_SOURCE MATERIAL:_
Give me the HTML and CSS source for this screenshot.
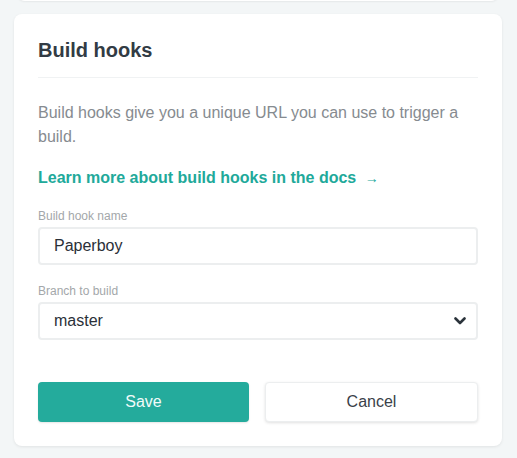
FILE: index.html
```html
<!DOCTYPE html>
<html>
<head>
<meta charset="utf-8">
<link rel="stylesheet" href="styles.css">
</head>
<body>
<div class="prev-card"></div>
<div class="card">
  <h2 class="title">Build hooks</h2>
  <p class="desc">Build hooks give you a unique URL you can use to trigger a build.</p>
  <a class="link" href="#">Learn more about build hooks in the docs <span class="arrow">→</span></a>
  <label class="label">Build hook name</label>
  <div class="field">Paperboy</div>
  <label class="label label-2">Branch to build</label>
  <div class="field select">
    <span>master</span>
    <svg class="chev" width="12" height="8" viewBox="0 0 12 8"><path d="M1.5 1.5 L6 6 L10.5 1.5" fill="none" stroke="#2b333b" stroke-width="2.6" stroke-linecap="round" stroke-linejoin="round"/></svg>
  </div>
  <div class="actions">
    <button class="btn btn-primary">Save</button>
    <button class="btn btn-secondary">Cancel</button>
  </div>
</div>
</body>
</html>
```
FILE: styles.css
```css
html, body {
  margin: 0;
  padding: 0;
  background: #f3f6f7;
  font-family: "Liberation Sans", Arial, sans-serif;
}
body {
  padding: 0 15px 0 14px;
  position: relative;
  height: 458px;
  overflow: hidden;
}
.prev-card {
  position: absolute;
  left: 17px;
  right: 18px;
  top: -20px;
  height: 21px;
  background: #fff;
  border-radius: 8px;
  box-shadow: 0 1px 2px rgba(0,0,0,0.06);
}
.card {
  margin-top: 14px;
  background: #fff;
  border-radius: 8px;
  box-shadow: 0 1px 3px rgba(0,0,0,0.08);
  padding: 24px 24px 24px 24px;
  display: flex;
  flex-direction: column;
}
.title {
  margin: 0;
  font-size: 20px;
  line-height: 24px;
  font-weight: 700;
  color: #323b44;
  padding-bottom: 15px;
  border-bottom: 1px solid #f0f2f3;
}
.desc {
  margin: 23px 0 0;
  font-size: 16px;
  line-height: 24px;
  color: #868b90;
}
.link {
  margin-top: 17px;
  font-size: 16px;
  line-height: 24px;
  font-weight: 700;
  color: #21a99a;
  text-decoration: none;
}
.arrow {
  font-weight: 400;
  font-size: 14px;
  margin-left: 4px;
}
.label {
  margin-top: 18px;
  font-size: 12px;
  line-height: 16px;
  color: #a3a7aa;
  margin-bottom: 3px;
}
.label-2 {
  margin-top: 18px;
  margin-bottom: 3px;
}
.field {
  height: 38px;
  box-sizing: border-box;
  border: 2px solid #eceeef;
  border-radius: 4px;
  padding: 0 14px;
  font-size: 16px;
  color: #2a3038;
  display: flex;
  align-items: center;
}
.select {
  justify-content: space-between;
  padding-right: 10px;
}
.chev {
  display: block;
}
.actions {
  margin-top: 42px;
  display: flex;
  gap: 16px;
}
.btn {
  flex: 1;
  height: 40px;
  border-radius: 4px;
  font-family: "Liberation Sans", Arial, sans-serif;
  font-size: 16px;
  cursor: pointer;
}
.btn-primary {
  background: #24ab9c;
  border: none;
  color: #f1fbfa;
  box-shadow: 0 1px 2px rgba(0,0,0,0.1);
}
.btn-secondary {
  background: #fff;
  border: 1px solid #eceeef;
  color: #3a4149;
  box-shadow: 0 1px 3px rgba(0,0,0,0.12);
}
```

_WHAT NEEDS TO BE DONE:_
Restate the data above word for word. Skip every picture.

_WRITTEN REPLY:_
Give me the HTML and CSS source for this screenshot.
FILE: index.html
```html
<!DOCTYPE html>
<html>
<head>
<meta charset="utf-8">
<link rel="stylesheet" href="styles.css">
</head>
<body>
<div class="prev-card"></div>
<div class="card">
  <h2 class="title">Build hooks</h2>
  <p class="desc">Build hooks give you a unique URL you can use to trigger a build.</p>
  <a class="link" href="#">Learn more about build hooks in the docs <span class="arrow">→</span></a>
  <label class="label">Build hook name</label>
  <div class="field">Paperboy</div>
  <label class="label label-2">Branch to build</label>
  <div class="field select">
    <span>master</span>
    <svg class="chev" width="12" height="8" viewBox="0 0 12 8"><path d="M1.5 1.5 L6 6 L10.5 1.5" fill="none" stroke="#2b333b" stroke-width="2.6" stroke-linecap="round" stroke-linejoin="round"/></svg>
  </div>
  <div class="actions">
    <button class="btn btn-primary">Save</button>
    <button class="btn btn-secondary">Cancel</button>
  </div>
</div>
</body>
</html>
```
FILE: styles.css
```css
html, body {
  margin: 0;
  padding: 0;
  background: #f3f6f7;
  font-family: "Liberation Sans", Arial, sans-serif;
}
body {
  padding: 0 15px 0 14px;
  position: relative;
  height: 458px;
  overflow: hidden;
}
.prev-card {
  position: absolute;
  left: 17px;
  right: 18px;
  top: -20px;
  height: 21px;
  background: #fff;
  border-radius: 8px;
  box-shadow: 0 1px 2px rgba(0,0,0,0.06);
}
.card {
  margin-top: 14px;
  background: #fff;
  border-radius: 8px;
  box-shadow: 0 1px 3px rgba(0,0,0,0.08);
  padding: 24px 24px 24px 24px;
  display: flex;
  flex-direction: column;
}
.title {
  margin: 0;
  font-size: 20px;
  line-height: 24px;
  font-weight: 700;
  color: #323b44;
  padding-bottom: 15px;
  border-bottom: 1px solid #f0f2f3;
}
.desc {
  margin: 23px 0 0;
  font-size: 16px;
  line-height: 24px;
  color: #868b90;
}
.link {
  margin-top: 17px;
  font-size: 16px;
  line-height: 24px;
  font-weight: 700;
  color: #21a99a;
  text-decoration: none;
}
.arrow {
  font-weight: 400;
  font-size: 14px;
  margin-left: 4px;
}
.label {
  margin-top: 18px;
  font-size: 12px;
  line-height: 16px;
  color: #a3a7aa;
  margin-bottom: 3px;
}
.label-2 {
  margin-top: 18px;
  margin-bottom: 3px;
}
.field {
  height: 38px;
  box-sizing: border-box;
  border: 2px solid #eceeef;
  border-radius: 4px;
  padding: 0 14px;
  font-size: 16px;
  color: #2a3038;
  display: flex;
  align-items: center;
}
.select {
  justify-content: space-between;
  padding-right: 10px;
}
.chev {
  display: block;
}
.actions {
  margin-top: 42px;
  display: flex;
  gap: 16px;
}
.btn {
  flex: 1;
  height: 40px;
  border-radius: 4px;
  font-family: "Liberation Sans", Arial, sans-serif;
  font-size: 16px;
  cursor: pointer;
}
.btn-primary {
  background: #24ab9c;
  border: none;
  color: #f1fbfa;
  box-shadow: 0 1px 2px rgba(0,0,0,0.1);
}
.btn-secondary {
  background: #fff;
  border: 1px solid #eceeef;
  color: #3a4149;
  box-shadow: 0 1px 3px rgba(0,0,0,0.12);
}
```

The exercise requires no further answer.